Welcome to the world of cured meats.

Welcome to all. I’m starting this blog as a gift to the king of animals. The pig. This honorable animal, which is so often seen generically as “the other white meat”, and eaten as a tasteless grilled pork chop, has in past been so much more, and I want to resurrect that. My goal isn’t to write a blog about the various way to cook pig, there are 1000 blogs like that already, it is about my dedication to one particular form of working this creature - making salumi, charcuterie or cured meats. To my mind, this is his ultimate expression.

I have a two goals for this blog (for now, those goals may expand as I write, but let’s keep it simple):

1) To document my experiments in the craft of making cured meats : salumi or charcuterie.
2) To educate readers about making these items at home, and answer questions about issues I’ve come across myself.
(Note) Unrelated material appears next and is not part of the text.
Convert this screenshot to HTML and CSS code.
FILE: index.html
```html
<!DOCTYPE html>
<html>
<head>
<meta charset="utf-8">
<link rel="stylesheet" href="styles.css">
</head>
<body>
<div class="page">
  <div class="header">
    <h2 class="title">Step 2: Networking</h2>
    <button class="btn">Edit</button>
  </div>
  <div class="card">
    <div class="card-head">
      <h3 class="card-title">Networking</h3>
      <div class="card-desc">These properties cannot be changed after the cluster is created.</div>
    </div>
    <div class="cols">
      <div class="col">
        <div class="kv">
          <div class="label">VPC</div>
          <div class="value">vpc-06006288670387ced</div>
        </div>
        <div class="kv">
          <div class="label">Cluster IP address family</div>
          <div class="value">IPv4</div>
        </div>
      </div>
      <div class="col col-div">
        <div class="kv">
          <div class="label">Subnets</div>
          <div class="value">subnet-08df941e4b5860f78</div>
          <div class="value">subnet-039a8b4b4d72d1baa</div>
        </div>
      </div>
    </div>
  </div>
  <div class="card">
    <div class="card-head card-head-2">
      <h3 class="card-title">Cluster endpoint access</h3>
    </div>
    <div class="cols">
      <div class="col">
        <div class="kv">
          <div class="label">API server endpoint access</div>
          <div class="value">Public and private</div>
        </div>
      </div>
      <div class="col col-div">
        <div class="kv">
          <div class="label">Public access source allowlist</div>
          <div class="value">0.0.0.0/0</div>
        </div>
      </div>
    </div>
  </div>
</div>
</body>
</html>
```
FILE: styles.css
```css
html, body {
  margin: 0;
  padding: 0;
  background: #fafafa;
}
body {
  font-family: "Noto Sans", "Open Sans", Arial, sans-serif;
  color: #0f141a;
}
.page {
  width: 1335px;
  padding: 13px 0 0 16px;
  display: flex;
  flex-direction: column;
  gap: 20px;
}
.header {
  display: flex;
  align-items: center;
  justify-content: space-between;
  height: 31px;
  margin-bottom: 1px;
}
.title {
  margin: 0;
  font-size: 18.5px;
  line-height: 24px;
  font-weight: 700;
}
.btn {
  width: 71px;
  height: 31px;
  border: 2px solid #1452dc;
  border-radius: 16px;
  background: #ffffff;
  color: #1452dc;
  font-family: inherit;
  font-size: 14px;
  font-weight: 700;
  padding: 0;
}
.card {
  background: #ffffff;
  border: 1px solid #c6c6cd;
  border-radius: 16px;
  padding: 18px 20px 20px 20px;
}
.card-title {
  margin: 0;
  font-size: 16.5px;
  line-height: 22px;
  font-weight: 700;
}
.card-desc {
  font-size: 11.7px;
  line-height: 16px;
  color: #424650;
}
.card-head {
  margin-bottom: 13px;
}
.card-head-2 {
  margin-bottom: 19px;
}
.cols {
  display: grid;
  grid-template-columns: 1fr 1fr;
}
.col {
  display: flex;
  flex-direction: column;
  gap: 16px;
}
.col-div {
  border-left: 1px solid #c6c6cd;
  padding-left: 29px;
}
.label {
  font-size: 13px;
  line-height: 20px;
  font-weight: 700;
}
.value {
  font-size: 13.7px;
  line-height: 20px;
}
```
I guess let’s start with a definition of what exactly salumi making or charcuterie is. Both words generally mean the same thing. It is the craft of working meat products, most often pork into various forms for various reasons: flavor, textural changes, and importantly, preservation. Today is is done less for preservation, and more for textural and flavor reasons. If you've ever eaten a salame, prosciutto, a pate' or even a sausage, you've had charcuterie.
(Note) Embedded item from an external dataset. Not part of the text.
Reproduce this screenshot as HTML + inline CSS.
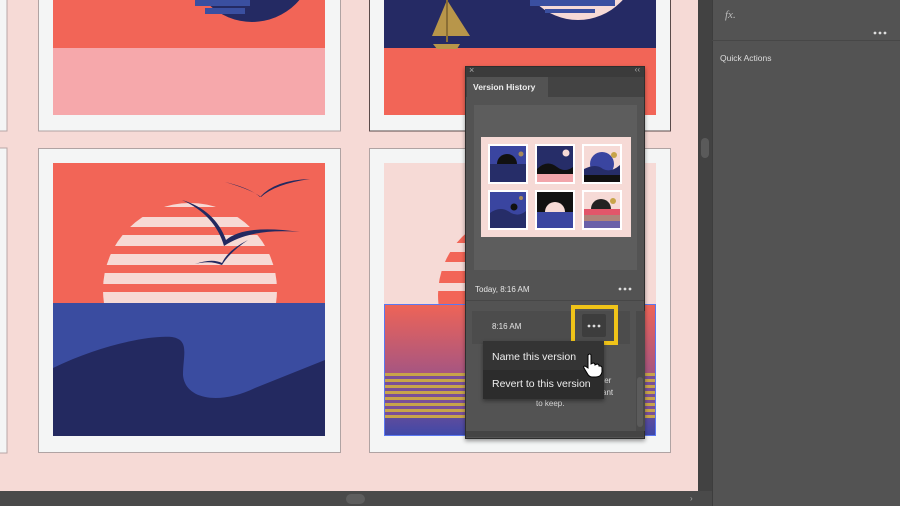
<!DOCTYPE html>
<html><head><meta charset="utf-8"><style>
*{margin:0;padding:0;box-sizing:border-box}
body{width:900px;height:506px;overflow:hidden;background:#f6dad6;font-family:"Liberation Sans",sans-serif;position:relative}
.abs{position:absolute}
.t{color:#e6e6e6;font-size:8.5px}
</style></head><body>
<svg class="abs" style="left:0;top:0" width="700" height="492" viewBox="0 0 700 492">
<defs>
<linearGradient id="g1" x1="0" y1="0" x2="0" y2="1"><stop offset="0" stop-color="#ee6457"/><stop offset="0.55" stop-color="#a35583"/><stop offset="1" stop-color="#3f48a8"/></linearGradient>
<clipPath id="c3"><rect x="53" y="163" width="272" height="140"/></clipPath>
<clipPath id="c4"><rect x="384" y="163" width="272" height="141"/></clipPath>
<clipPath id="c1"><rect x="53" y="0" width="272" height="48"/></clipPath>
<clipPath id="c2"><rect x="384" y="0" width="272" height="48"/></clipPath>
</defs>
<rect width="700" height="492" fill="#f6dad6"/>
<rect x="-5" y="-2" width="12" height="133" fill="#f4f5f5" stroke="#b8a6a6"/>
<rect x="-5" y="148" width="12" height="305" fill="#f4f5f5" stroke="#b8a6a6"/>
<rect x="38.5" y="-2" width="302" height="133" fill="#f4f5f5" stroke="#b0a3a3"/>
<rect x="53" y="0" width="272" height="48" fill="#f26557"/>
<rect x="53" y="48" width="272" height="67" fill="#f6a8ab"/>
<g clip-path="url(#c1)"><circle cx="252" cy="-40" r="62" fill="#242a63"/><rect x="195" y="0" width="55" height="6" fill="#3a4fa0"/><rect x="205" y="8" width="40" height="6" fill="#3a4fa0"/></g>
<rect x="369.5" y="-2" width="301" height="133" fill="#f4f5f5" stroke="#5a4a4a"/>
<rect x="384" y="0" width="272" height="48" fill="#252a64"/>
<rect x="384" y="48" width="272" height="67" fill="#f26557"/>
<g clip-path="url(#c2)"><circle cx="578" cy="-40" r="60" fill="#f6dad6"/><rect x="530" y="0" width="85" height="6" fill="#3a4fa0"/><rect x="545" y="9" width="50" height="4" fill="#3a4fa0"/></g>
<polygon points="447,0 470,36 432,36" fill="#b8964a"/><rect x="446" y="0" width="2" height="42" fill="#8a6e35"/>
<polygon points="433,44 460,44 457,49 437,49" fill="#b8964a"/>
<rect x="38.5" y="148.5" width="302" height="304" fill="#f4f5f5" stroke="#b0a3a3"/>
<rect x="53" y="163" width="272" height="140" fill="#f26557"/>
<g clip-path="url(#c3)">
<circle cx="190" cy="290" r="87" fill="#f7d9d4"/>
<g fill="#f26557"><rect x="90" y="207" width="200" height="10"/><rect x="90" y="227" width="200" height="8"/><rect x="90" y="246" width="200" height="8"/><rect x="90" y="265" width="200" height="8"/><rect x="90" y="284" width="200" height="8"/></g>
</g>
<rect x="53" y="303" width="272" height="133" fill="#3a4ca0"/>
<path d="M53 368 C100 345 150 335 172 337 C190 340 183 355 183 375 C185 400 220 405 255 388 L325 360 L325 436 L53 436Z" fill="#232960"/>
<g fill="#232960">
<path d="M182 200 Q215 210 226 240 Q245 224 300 232 Q250 228 224 246 Q215 215 182 200Z"/>
<path d="M225 182 Q250 188 260 197 Q275 180 310 179 Q275 184 261 197 Q252 190 225 182Z"/>
<path d="M195 264 Q212 258 222 263 Q228 250 248 240 Q230 252 222 265 Q210 260 195 264Z"/>
</g>
<rect x="369.5" y="148.5" width="301" height="304" fill="#f4f5f5" stroke="#b0a3a3"/>
<rect x="384" y="163" width="272" height="141" fill="#f6dad6"/>
<g clip-path="url(#c4)"><circle cx="520" cy="295" r="82" fill="#f26557"/>
<g fill="#f6dad6"><rect x="420" y="224" width="200" height="8"/><rect x="420" y="243" width="200" height="9"/><rect x="420" y="262" width="200" height="9"/><rect x="420" y="283" width="200" height="8"/></g></g>
<rect x="384.5" y="304.5" width="271" height="131" fill="url(#g1)" stroke="#5b78f0"/>
<rect x="385" y="373" width="270" height="45" fill="#7a4f98"/>
<g fill="#c8a44a"><rect x="385" y="373" width="270" height="3"/><rect x="385" y="379" width="270" height="3"/><rect x="385" y="385" width="270" height="3"/><rect x="385" y="391" width="270" height="3"/><rect x="385" y="397" width="270" height="3"/><rect x="385" y="403" width="270" height="3"/><rect x="385" y="409" width="270" height="3"/><rect x="385" y="415" width="270" height="3"/></g>
</svg>
<div class="abs" style="left:698px;top:0;width:14px;height:492px;background:#424242"></div>
<div class="abs" style="left:701px;top:138px;width:8px;height:20px;background:#5a5a5a;border-radius:4px"></div>
<div class="abs" style="left:0;top:491px;width:712px;height:15px;background:#4a4a4a"></div>
<div class="abs" style="left:346px;top:494px;width:19px;height:10px;background:#5e5e5e;border-radius:5px"></div>
<div class="abs" style="left:690px;top:494px;color:#aaa;font-size:8px">›</div>
<div class="abs" style="left:712px;top:0;width:188px;height:506px;background:#535353;border-left:1px solid #3d3d3d"></div>
<div class="abs" style="left:725px;top:9px;color:#bbb;font-size:11px;font-style:italic;font-family:'Liberation Serif',serif">fx.</div>
<svg class="abs" style="left:873px;top:30px" width="14" height="6"><g fill="#ddd"><circle cx="2" cy="3" r="1.4"/><circle cx="7" cy="3" r="1.4"/><circle cx="12" cy="3" r="1.4"/></g></svg>
<div class="abs" style="left:712px;top:40px;width:188px;height:1px;background:#474747"></div>
<div class="abs t" style="left:720px;top:53px;font-size:8.5px;color:#ddd">Quick Actions</div>
<div class="abs" style="left:465px;top:66px;width:180px;height:373px;background:#535353;border:1px solid #2e2e2e;box-shadow:0 2px 4px rgba(0,0,0,.4)">
<div style="height:10px;background:#3b3b3b;position:relative"><span style="position:absolute;left:3px;top:-2px;color:#aaa;font-size:9px">×</span><span style="position:absolute;right:4px;top:-2px;color:#aaa;font-size:8px">‹‹</span></div>
<div style="height:20px;background:#434343;position:relative"><div style="position:absolute;left:1px;top:0;width:81px;height:20px;background:#535353;color:#eee;font-weight:bold;font-size:8.5px;line-height:20px;padding-left:6px">Version History</div></div>
<div style="position:absolute;left:8px;top:38px;width:163px;height:165px;background:#5d5d5d"></div>
<svg style="position:absolute;left:15px;top:70px" width="150" height="100" viewBox="0 0 150 100">
<rect width="150" height="100" fill="#f6dad6"/>
<g><rect x="7" y="7" width="40" height="40" fill="#fff"/><rect x="9" y="9" width="36" height="36" fill="#3a45a0"/><rect x="9" y="27" width="36" height="18" fill="#262d68"/><path d="M16 27a10 10 0 0 1 20 0Z" fill="#111"/><circle cx="40" cy="17" r="2.5" fill="#a88a5a"/></g>
<g><rect x="54" y="7" width="40" height="40" fill="#fff"/><rect x="56" y="9" width="36" height="36" fill="#262d68"/><path d="M56 32 Q66 22 76 30 Q84 36 92 30 L92 37 L56 37Z" fill="#111"/><rect x="56" y="37" width="36" height="8" fill="#f2a6ab"/><circle cx="85" cy="16" r="3.5" fill="#f6dad6"/></g>
<g><rect x="101" y="7" width="40" height="40" fill="#fff"/><rect x="103" y="9" width="36" height="36" fill="#f6dad6"/><circle cx="121" cy="27" r="12" fill="#3a45a0"/><path d="M103 32 Q115 26 122 32 Q130 36 139 28 L139 45 L103 45Z" fill="#262d68"/><rect x="103" y="38" width="36" height="7" fill="#111"/><circle cx="133" cy="18" r="3" fill="#c8a44a"/></g>
<g><rect x="7" y="53" width="40" height="40" fill="#fff"/><rect x="9" y="55" width="36" height="36" fill="#3a45a0"/><path d="M9 76 Q20 68 30 76 Q38 80 45 74 L45 91 L9 91Z" fill="#262d68"/><circle cx="33" cy="70" r="3.5" fill="#111"/><circle cx="40" cy="61" r="2" fill="#a88a5a"/></g>
<g><rect x="54" y="53" width="40" height="40" fill="#fff"/><rect x="56" y="55" width="36" height="36" fill="#111"/><path d="M64 75a10 10 0 0 1 20 0Z" fill="#f6dad6"/><rect x="56" y="75" width="36" height="16" fill="#3a45a0"/></g>
<g><rect x="101" y="53" width="40" height="40" fill="#fff"/><rect x="103" y="55" width="36" height="36" fill="#f6dad6"/><path d="M110 72a10 10 0 0 1 20 0Z" fill="#222"/><circle cx="132" cy="64" r="3" fill="#c8a44a"/><rect x="103" y="72" width="36" height="6" fill="#e2566a"/><rect x="103" y="78" width="36" height="6" fill="#b0847a"/><rect x="103" y="84" width="36" height="7" fill="#6a60a8"/></g>
</svg>
<div class="t" style="position:absolute;left:9px;top:218px;font-size:8px">Today, 8:16 AM</div>
<svg style="position:absolute;left:152px;top:219px" width="14" height="6"><g fill="#ddd"><circle cx="2" cy="3" r="1.4"/><circle cx="7" cy="3" r="1.4"/><circle cx="12" cy="3" r="1.4"/></g></svg>
<div style="position:absolute;left:0;top:233px;width:178px;height:1px;background:#474747"></div>
<div style="position:absolute;left:6px;top:244px;width:158px;height:33px;background:#4c4c4c"></div>
<div class="t" style="position:absolute;left:26px;top:255px;font-size:8px">8:16 AM</div>
<div style="position:absolute;left:170px;top:244px;width:9px;height:120px;background:#4a4a4a"></div>
<div style="position:absolute;left:171px;top:310px;width:6px;height:50px;background:#5b5b5b;border-radius:3px"></div>
<div class="t" style="position:absolute;left:136px;top:308px;font-size:8px;line-height:12px;color:#ddd">ter<br>ant</div>
<div class="t" style="position:absolute;left:70px;top:332px;font-size:8px;color:#ddd">to keep.</div>
<div style="position:absolute;left:0;top:364px;width:178px;height:6px;background:#444"></div>
</div>
<div class="abs" style="left:571px;top:305px;width:47px;height:40px;border:4px solid #f0c419"></div>
<div class="abs" style="left:582px;top:314px;width:24px;height:23px;background:#3d3d3d;border-radius:2px"></div>
<svg class="abs" style="left:587px;top:323px" width="14" height="6"><g fill="#ddd"><circle cx="2" cy="3" r="1.4"/><circle cx="7" cy="3" r="1.4"/><circle cx="12" cy="3" r="1.4"/></g></svg>
<div class="abs" style="left:483px;top:341px;width:121px;height:58px;background:#2c2c2c;box-shadow:0 2px 4px rgba(0,0,0,.4)">
<div style="height:29px;background:#343434;color:#eee;font-size:10.5px;line-height:32px;padding-left:9px">Name this version</div>
<div style="height:29px;color:#eee;font-size:10.5px;line-height:28px;padding-left:9px">Revert to this version</div>
</div>
<svg class="abs" style="left:582px;top:353px" width="22" height="26" viewBox="0 0 22 26"><path d="M6 2 Q8 0 9 2 L9 11 L11 10 Q13 10 13 12 L15 11 Q17 11 17 13 L18 13 Q20 13 20 15 L20 19 Q19 24 14 24 L10 24 Q7 24 5 20 L2 15 Q1 13 3 13 L6 15Z" fill="#fff" stroke="#000" stroke-width="1"/></svg>
</body></html>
While charcuterie can encompass cured and fresh products, my concentration will be on cured products such as prosciutto, salame and coppa, as this is what I prefer, and what what generally has little documentation on the web. Making sausages can be fun, and very tasty, but it isn’t particularly difficult, and I’ll therefore spend less time on that. And, while I said this blog is about the pig, some products will also use other animals, but pork will make up the great majority.
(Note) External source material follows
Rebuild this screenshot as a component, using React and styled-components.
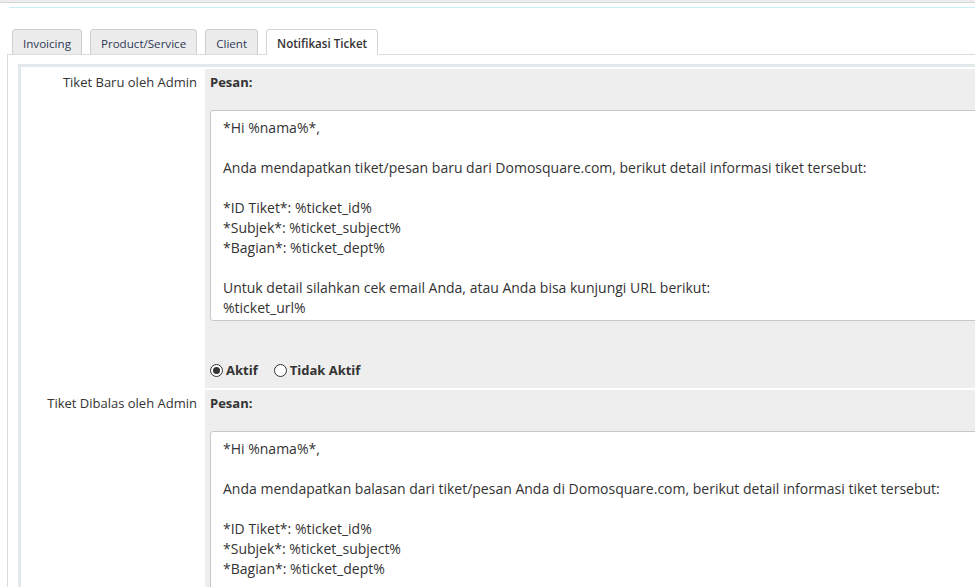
import styled, { createGlobalStyle } from "styled-components";

const GlobalStyle = createGlobalStyle`
  html, body {
    margin: 0;
    padding: 0;
    overflow: hidden;
    background: #fff;
    font-family: "Open Sans", "Liberation Sans", sans-serif;
    color: #333;
  }
`;

const Page = styled.div`
  width: 1300px;
`;

const TopBar = styled.div`
  height: 2px;
  background: #ececec;
  border-bottom: 1px solid #d6d6d6;
`;

const TopAccent = styled.div`
  margin: 4px 0 0 9px;
  height: 1px;
  background: #c8eef2;
`;

const Container = styled.div`
  margin: 21px 0 0 7px;
`;

const TabNav = styled.ul`
  display: flex;
  gap: 8px;
  list-style: none;
  margin: 0;
  padding: 0 0 0 5px;
  position: relative;
  z-index: 1;
`;

const Tab = styled.li`
  height: 24px;
  line-height: 27px;
  padding: 0 10px;
  font-size: 11.6px;
  border: 1px solid ${(p) => (p.$active ? "#d4d4d4" : "#cdcdcd")};
  border-bottom: ${(p) => (p.$active ? "1px solid #fff" : "none")};
  border-radius: 4px 4px 0 0;
  background: ${(p) => (p.$active ? "#fff" : "#ececec")};
  color: ${(p) => (p.$active ? "#333" : "#2d3a55")};
  font-weight: ${(p) => (p.$active ? 600 : 400)};
  margin-bottom: ${(p) => (p.$active ? "-1px" : "0")};
  cursor: pointer;
`;

const TabContent = styled.div`
  border-top: 1px solid #dcdcdc;
  border-left: 1px solid #dcdcdc;
  padding: 9px 0 0 10px;
`;

const Box = styled.div`
  border: 3px solid #e3e8eb;
  border-right: none;
  display: grid;
  grid-template-columns: 182px 1fr;
  gap: 2px;
  padding: 2px 0 0 0;
`;

const Label = styled.div`
  text-align: right;
  padding: 4px 6px 0 0;
  font-size: 13px;
  line-height: 18px;
  color: #333;
`;

const Cell = styled.div`
  background: #eeeeee;
  padding: 4px 6px 8px 5px;
`;

const FieldTitle = styled.div`
  font-size: 13px;
  font-weight: 700;
  line-height: 18px;
  color: #333;
  margin-bottom: 19px;
`;

const Message = styled.textarea`
  display: block;
  box-sizing: border-box;
  width: 1000px;
  height: 211px;
  padding: 7px 12px;
  border: 1px solid #c8c8c8;
  border-radius: 3px;
  background: #fff;
  font-family: "Open Sans", "Liberation Sans", sans-serif;
  font-size: 14px;
  line-height: 20px;
  color: #333;
  resize: none;
  overflow: hidden;
  outline: none;
`;

const RadioGroup = styled.div`
  display: flex;
  align-items: center;
  gap: 16px;
  margin-top: 39px;
`;

const RadioLabel = styled.label`
  display: flex;
  align-items: center;
  gap: 3px;
  font-size: 13px;
  font-weight: 700;
  line-height: 20px;
  color: #333;
`;

const RadioDot = styled.span`
  box-sizing: border-box;
  width: 13px;
  height: 13px;
  border-radius: 50%;
  border: 1px solid #333;
  background: #fff;
  display: flex;
  align-items: center;
  justify-content: center;
  &::after {
    content: "";
    width: 7px;
    height: 7px;
    border-radius: 50%;
    background: ${(p) => (p.$checked ? "#333" : "transparent")};
  }
`;

const newTicket = `*Hi %nama%*,

Anda mendapatkan tiket/pesan baru dari Domosquare.com, berikut detail informasi tiket tersebut:

*ID Tiket*: %ticket_id%
*Subjek*: %ticket_subject%
*Bagian*: %ticket_dept%

Untuk detail silahkan cek email Anda, atau Anda bisa kunjungi URL berikut:
%ticket_url%`;

const replyTicket = `*Hi %nama%*,

Anda mendapatkan balasan dari tiket/pesan Anda di Domosquare.com, berikut detail informasi tiket tersebut:

*ID Tiket*: %ticket_id%
*Subjek*: %ticket_subject%
*Bagian*: %ticket_dept%

Untuk detail silahkan cek email Anda, atau Anda bisa kunjungi URL berikut:
%ticket_url%`;

const tabs = ["Invoicing", "Product/Service", "Client", "Notifikasi Ticket"];

const rows = [
  { label: "Tiket Baru oleh Admin", text: newTicket, active: true },
  { label: "Tiket Dibalas oleh Admin", text: replyTicket, active: true },
];

const App = () => {
  return (
    <Page>
      <GlobalStyle />
      <TopBar />
      <TopAccent />
      <Container>
        <TabNav>
          {tabs.map((t) => (
            <Tab key={t} $active={t === "Notifikasi Ticket"}>
              {t}
            </Tab>
          ))}
        </TabNav>
        <TabContent>
          <Box>
            {rows.map((r, i) => (
              <>
                <Label key={"l" + i}>{r.label}</Label>
                <Cell key={"c" + i}>
                  <FieldTitle>Pesan:</FieldTitle>
                  <Message readOnly defaultValue={r.text} />
                  <RadioGroup>
                    <RadioLabel>
                      <RadioDot $checked={r.active} />
                      Aktif
                    </RadioLabel>
                    <RadioLabel>
                      <RadioDot $checked={!r.active} />
                      Tidak Aktif
                    </RadioLabel>
                  </RadioGroup>
                </Cell>
              </>
            ))}
          </Box>
        </TabContent>
      </Container>
    </Page>
  );
};

export default App;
So, if you’ve ever been interested in how cured meats can be made at home, follow along. Posts may not come very often; this is an craft that requires patience as curing time for various products can be 6 months or longer. I’m also quite busy with life, so posts will come as I have a chance to write them.

In the next blog entries I’ll be introducing the various items and accessories which will be needed to produce salumi at home. For now,I’ve babbled enough.